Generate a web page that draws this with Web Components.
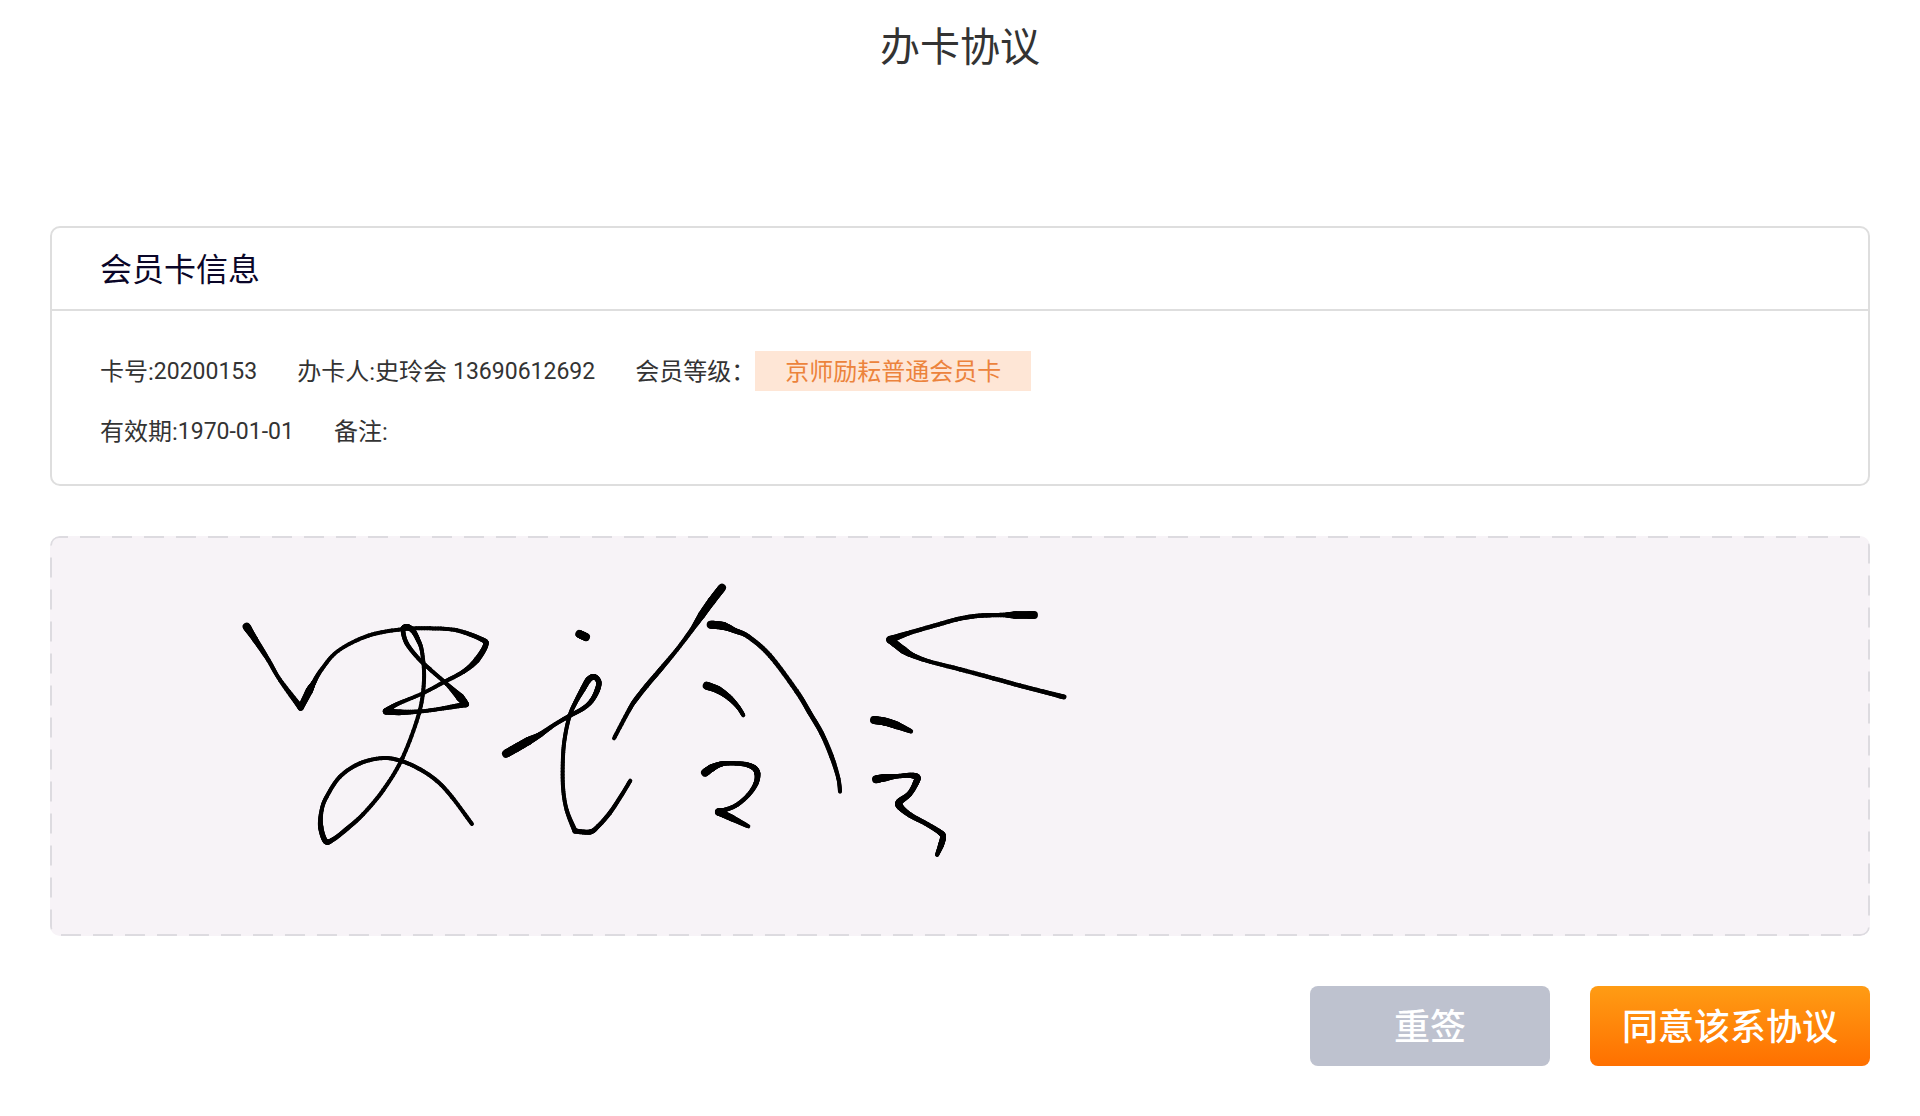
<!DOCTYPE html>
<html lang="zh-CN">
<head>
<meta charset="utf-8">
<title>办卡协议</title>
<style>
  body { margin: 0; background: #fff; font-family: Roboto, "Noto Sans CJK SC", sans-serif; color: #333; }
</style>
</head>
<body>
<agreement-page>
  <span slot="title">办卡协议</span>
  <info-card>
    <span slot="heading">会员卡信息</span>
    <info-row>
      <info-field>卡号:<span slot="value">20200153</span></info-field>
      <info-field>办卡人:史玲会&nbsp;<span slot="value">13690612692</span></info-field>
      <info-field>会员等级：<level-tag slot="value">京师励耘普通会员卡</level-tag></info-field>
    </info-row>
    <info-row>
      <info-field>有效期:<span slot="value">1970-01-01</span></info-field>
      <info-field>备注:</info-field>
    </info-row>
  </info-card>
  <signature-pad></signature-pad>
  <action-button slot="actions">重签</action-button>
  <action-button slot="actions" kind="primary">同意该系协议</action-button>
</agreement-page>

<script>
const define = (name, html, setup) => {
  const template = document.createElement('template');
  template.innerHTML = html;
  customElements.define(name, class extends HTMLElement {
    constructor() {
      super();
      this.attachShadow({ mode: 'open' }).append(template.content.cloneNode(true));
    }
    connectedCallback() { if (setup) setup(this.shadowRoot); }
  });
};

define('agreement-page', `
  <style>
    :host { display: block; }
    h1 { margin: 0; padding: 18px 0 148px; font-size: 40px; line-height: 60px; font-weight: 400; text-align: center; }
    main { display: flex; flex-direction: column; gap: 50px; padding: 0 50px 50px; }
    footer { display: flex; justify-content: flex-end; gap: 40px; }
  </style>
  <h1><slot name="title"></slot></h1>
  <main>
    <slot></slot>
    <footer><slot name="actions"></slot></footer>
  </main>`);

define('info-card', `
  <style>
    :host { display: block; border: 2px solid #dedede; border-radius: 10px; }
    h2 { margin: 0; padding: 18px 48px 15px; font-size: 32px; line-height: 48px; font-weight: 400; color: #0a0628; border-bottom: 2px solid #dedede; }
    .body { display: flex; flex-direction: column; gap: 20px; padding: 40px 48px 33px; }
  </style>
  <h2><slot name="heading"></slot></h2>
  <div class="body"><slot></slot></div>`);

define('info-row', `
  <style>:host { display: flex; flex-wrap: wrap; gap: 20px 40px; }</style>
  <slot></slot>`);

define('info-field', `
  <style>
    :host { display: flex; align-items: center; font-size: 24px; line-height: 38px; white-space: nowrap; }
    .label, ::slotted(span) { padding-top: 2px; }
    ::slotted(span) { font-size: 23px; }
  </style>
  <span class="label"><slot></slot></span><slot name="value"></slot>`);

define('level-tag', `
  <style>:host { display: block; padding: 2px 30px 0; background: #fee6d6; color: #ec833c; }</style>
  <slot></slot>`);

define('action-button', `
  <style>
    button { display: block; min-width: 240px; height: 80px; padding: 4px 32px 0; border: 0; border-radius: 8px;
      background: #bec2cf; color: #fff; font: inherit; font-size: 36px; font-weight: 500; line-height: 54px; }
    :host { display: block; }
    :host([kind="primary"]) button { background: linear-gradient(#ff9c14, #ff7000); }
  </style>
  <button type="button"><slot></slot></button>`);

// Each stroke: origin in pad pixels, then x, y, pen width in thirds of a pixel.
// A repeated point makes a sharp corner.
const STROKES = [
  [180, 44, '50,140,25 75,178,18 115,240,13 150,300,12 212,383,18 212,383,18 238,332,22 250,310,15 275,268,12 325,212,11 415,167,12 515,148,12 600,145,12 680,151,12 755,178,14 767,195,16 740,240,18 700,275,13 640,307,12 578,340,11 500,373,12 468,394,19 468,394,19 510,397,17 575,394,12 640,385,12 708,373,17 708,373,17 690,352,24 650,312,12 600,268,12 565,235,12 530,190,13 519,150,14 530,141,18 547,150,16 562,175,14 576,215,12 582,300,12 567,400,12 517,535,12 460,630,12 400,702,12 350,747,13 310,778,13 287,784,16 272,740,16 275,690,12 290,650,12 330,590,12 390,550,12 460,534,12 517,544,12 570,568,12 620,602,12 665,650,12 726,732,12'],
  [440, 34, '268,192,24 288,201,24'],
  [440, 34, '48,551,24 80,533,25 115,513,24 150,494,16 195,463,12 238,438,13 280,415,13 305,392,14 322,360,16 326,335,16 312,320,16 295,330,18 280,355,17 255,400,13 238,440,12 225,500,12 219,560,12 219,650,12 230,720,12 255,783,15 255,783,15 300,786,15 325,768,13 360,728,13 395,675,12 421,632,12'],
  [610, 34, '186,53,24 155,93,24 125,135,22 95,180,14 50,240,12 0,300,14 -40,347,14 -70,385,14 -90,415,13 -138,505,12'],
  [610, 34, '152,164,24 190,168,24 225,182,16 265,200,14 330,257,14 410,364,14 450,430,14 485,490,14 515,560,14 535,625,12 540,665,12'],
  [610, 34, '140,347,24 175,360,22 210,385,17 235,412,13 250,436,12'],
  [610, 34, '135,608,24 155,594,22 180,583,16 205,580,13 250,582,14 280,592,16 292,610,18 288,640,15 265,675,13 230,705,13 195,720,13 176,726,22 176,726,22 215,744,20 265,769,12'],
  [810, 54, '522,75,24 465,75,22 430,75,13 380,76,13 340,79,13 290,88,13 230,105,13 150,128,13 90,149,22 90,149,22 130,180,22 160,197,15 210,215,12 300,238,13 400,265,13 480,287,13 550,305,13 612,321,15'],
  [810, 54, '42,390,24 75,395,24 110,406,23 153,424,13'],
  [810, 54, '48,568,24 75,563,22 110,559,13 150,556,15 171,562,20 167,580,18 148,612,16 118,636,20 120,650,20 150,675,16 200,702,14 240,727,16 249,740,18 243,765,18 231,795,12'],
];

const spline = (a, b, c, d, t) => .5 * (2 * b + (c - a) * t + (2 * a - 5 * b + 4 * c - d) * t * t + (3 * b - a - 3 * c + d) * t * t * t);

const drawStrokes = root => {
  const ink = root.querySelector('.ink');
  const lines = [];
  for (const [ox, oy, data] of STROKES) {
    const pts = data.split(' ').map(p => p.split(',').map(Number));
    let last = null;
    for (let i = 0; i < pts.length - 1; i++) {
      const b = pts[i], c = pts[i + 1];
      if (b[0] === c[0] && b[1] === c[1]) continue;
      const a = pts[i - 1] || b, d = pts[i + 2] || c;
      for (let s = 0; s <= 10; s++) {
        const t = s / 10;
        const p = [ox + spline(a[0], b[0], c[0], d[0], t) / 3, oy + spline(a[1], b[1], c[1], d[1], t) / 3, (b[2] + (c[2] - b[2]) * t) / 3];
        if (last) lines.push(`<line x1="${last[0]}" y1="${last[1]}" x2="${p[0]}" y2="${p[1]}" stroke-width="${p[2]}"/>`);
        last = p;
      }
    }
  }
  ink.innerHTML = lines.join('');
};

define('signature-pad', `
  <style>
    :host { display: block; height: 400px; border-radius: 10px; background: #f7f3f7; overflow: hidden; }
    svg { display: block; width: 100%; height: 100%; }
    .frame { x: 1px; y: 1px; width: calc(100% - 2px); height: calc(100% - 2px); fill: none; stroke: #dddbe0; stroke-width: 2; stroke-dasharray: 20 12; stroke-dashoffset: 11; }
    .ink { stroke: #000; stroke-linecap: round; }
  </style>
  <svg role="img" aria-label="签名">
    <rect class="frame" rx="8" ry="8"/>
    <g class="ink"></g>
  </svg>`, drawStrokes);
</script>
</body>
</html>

Aim - The data above needs to be retyped exactly, with the images left out.

Task response -
Generate a web page that draws this with Web Components.
<!DOCTYPE html>
<html lang="zh-CN">
<head>
<meta charset="utf-8">
<title>办卡协议</title>
<style>
  body { margin: 0; background: #fff; font-family: Roboto, "Noto Sans CJK SC", sans-serif; color: #333; }
</style>
</head>
<body>
<agreement-page>
  <span slot="title">办卡协议</span>
  <info-card>
    <span slot="heading">会员卡信息</span>
    <info-row>
      <info-field>卡号:<span slot="value">20200153</span></info-field>
      <info-field>办卡人:史玲会&nbsp;<span slot="value">13690612692</span></info-field>
      <info-field>会员等级：<level-tag slot="value">京师励耘普通会员卡</level-tag></info-field>
    </info-row>
    <info-row>
      <info-field>有效期:<span slot="value">1970-01-01</span></info-field>
      <info-field>备注:</info-field>
    </info-row>
  </info-card>
  <signature-pad></signature-pad>
  <action-button slot="actions">重签</action-button>
  <action-button slot="actions" kind="primary">同意该系协议</action-button>
</agreement-page>

<script>
const define = (name, html, setup) => {
  const template = document.createElement('template');
  template.innerHTML = html;
  customElements.define(name, class extends HTMLElement {
    constructor() {
      super();
      this.attachShadow({ mode: 'open' }).append(template.content.cloneNode(true));
    }
    connectedCallback() { if (setup) setup(this.shadowRoot); }
  });
};

define('agreement-page', `
  <style>
    :host { display: block; }
    h1 { margin: 0; padding: 18px 0 148px; font-size: 40px; line-height: 60px; font-weight: 400; text-align: center; }
    main { display: flex; flex-direction: column; gap: 50px; padding: 0 50px 50px; }
    footer { display: flex; justify-content: flex-end; gap: 40px; }
  </style>
  <h1><slot name="title"></slot></h1>
  <main>
    <slot></slot>
    <footer><slot name="actions"></slot></footer>
  </main>`);

define('info-card', `
  <style>
    :host { display: block; border: 2px solid #dedede; border-radius: 10px; }
    h2 { margin: 0; padding: 18px 48px 15px; font-size: 32px; line-height: 48px; font-weight: 400; color: #0a0628; border-bottom: 2px solid #dedede; }
    .body { display: flex; flex-direction: column; gap: 20px; padding: 40px 48px 33px; }
  </style>
  <h2><slot name="heading"></slot></h2>
  <div class="body"><slot></slot></div>`);

define('info-row', `
  <style>:host { display: flex; flex-wrap: wrap; gap: 20px 40px; }</style>
  <slot></slot>`);

define('info-field', `
  <style>
    :host { display: flex; align-items: center; font-size: 24px; line-height: 38px; white-space: nowrap; }
    .label, ::slotted(span) { padding-top: 2px; }
    ::slotted(span) { font-size: 23px; }
  </style>
  <span class="label"><slot></slot></span><slot name="value"></slot>`);

define('level-tag', `
  <style>:host { display: block; padding: 2px 30px 0; background: #fee6d6; color: #ec833c; }</style>
  <slot></slot>`);

define('action-button', `
  <style>
    button { display: block; min-width: 240px; height: 80px; padding: 4px 32px 0; border: 0; border-radius: 8px;
      background: #bec2cf; color: #fff; font: inherit; font-size: 36px; font-weight: 500; line-height: 54px; }
    :host { display: block; }
    :host([kind="primary"]) button { background: linear-gradient(#ff9c14, #ff7000); }
  </style>
  <button type="button"><slot></slot></button>`);

// Each stroke: origin in pad pixels, then x, y, pen width in thirds of a pixel.
// A repeated point makes a sharp corner.
const STROKES = [
  [180, 44, '50,140,25 75,178,18 115,240,13 150,300,12 212,383,18 212,383,18 238,332,22 250,310,15 275,268,12 325,212,11 415,167,12 515,148,12 600,145,12 680,151,12 755,178,14 767,195,16 740,240,18 700,275,13 640,307,12 578,340,11 500,373,12 468,394,19 468,394,19 510,397,17 575,394,12 640,385,12 708,373,17 708,373,17 690,352,24 650,312,12 600,268,12 565,235,12 530,190,13 519,150,14 530,141,18 547,150,16 562,175,14 576,215,12 582,300,12 567,400,12 517,535,12 460,630,12 400,702,12 350,747,13 310,778,13 287,784,16 272,740,16 275,690,12 290,650,12 330,590,12 390,550,12 460,534,12 517,544,12 570,568,12 620,602,12 665,650,12 726,732,12'],
  [440, 34, '268,192,24 288,201,24'],
  [440, 34, '48,551,24 80,533,25 115,513,24 150,494,16 195,463,12 238,438,13 280,415,13 305,392,14 322,360,16 326,335,16 312,320,16 295,330,18 280,355,17 255,400,13 238,440,12 225,500,12 219,560,12 219,650,12 230,720,12 255,783,15 255,783,15 300,786,15 325,768,13 360,728,13 395,675,12 421,632,12'],
  [610, 34, '186,53,24 155,93,24 125,135,22 95,180,14 50,240,12 0,300,14 -40,347,14 -70,385,14 -90,415,13 -138,505,12'],
  [610, 34, '152,164,24 190,168,24 225,182,16 265,200,14 330,257,14 410,364,14 450,430,14 485,490,14 515,560,14 535,625,12 540,665,12'],
  [610, 34, '140,347,24 175,360,22 210,385,17 235,412,13 250,436,12'],
  [610, 34, '135,608,24 155,594,22 180,583,16 205,580,13 250,582,14 280,592,16 292,610,18 288,640,15 265,675,13 230,705,13 195,720,13 176,726,22 176,726,22 215,744,20 265,769,12'],
  [810, 54, '522,75,24 465,75,22 430,75,13 380,76,13 340,79,13 290,88,13 230,105,13 150,128,13 90,149,22 90,149,22 130,180,22 160,197,15 210,215,12 300,238,13 400,265,13 480,287,13 550,305,13 612,321,15'],
  [810, 54, '42,390,24 75,395,24 110,406,23 153,424,13'],
  [810, 54, '48,568,24 75,563,22 110,559,13 150,556,15 171,562,20 167,580,18 148,612,16 118,636,20 120,650,20 150,675,16 200,702,14 240,727,16 249,740,18 243,765,18 231,795,12'],
];

const spline = (a, b, c, d, t) => .5 * (2 * b + (c - a) * t + (2 * a - 5 * b + 4 * c - d) * t * t + (3 * b - a - 3 * c + d) * t * t * t);

const drawStrokes = root => {
  const ink = root.querySelector('.ink');
  const lines = [];
  for (const [ox, oy, data] of STROKES) {
    const pts = data.split(' ').map(p => p.split(',').map(Number));
    let last = null;
    for (let i = 0; i < pts.length - 1; i++) {
      const b = pts[i], c = pts[i + 1];
      if (b[0] === c[0] && b[1] === c[1]) continue;
      const a = pts[i - 1] || b, d = pts[i + 2] || c;
      for (let s = 0; s <= 10; s++) {
        const t = s / 10;
        const p = [ox + spline(a[0], b[0], c[0], d[0], t) / 3, oy + spline(a[1], b[1], c[1], d[1], t) / 3, (b[2] + (c[2] - b[2]) * t) / 3];
        if (last) lines.push(`<line x1="${last[0]}" y1="${last[1]}" x2="${p[0]}" y2="${p[1]}" stroke-width="${p[2]}"/>`);
        last = p;
      }
    }
  }
  ink.innerHTML = lines.join('');
};

define('signature-pad', `
  <style>
    :host { display: block; height: 400px; border-radius: 10px; background: #f7f3f7; overflow: hidden; }
    svg { display: block; width: 100%; height: 100%; }
    .frame { x: 1px; y: 1px; width: calc(100% - 2px); height: calc(100% - 2px); fill: none; stroke: #dddbe0; stroke-width: 2; stroke-dasharray: 20 12; stroke-dashoffset: 11; }
    .ink { stroke: #000; stroke-linecap: round; }
  </style>
  <svg role="img" aria-label="签名">
    <rect class="frame" rx="8" ry="8"/>
    <g class="ink"></g>
  </svg>`, drawStrokes);
</script>
</body>
</html>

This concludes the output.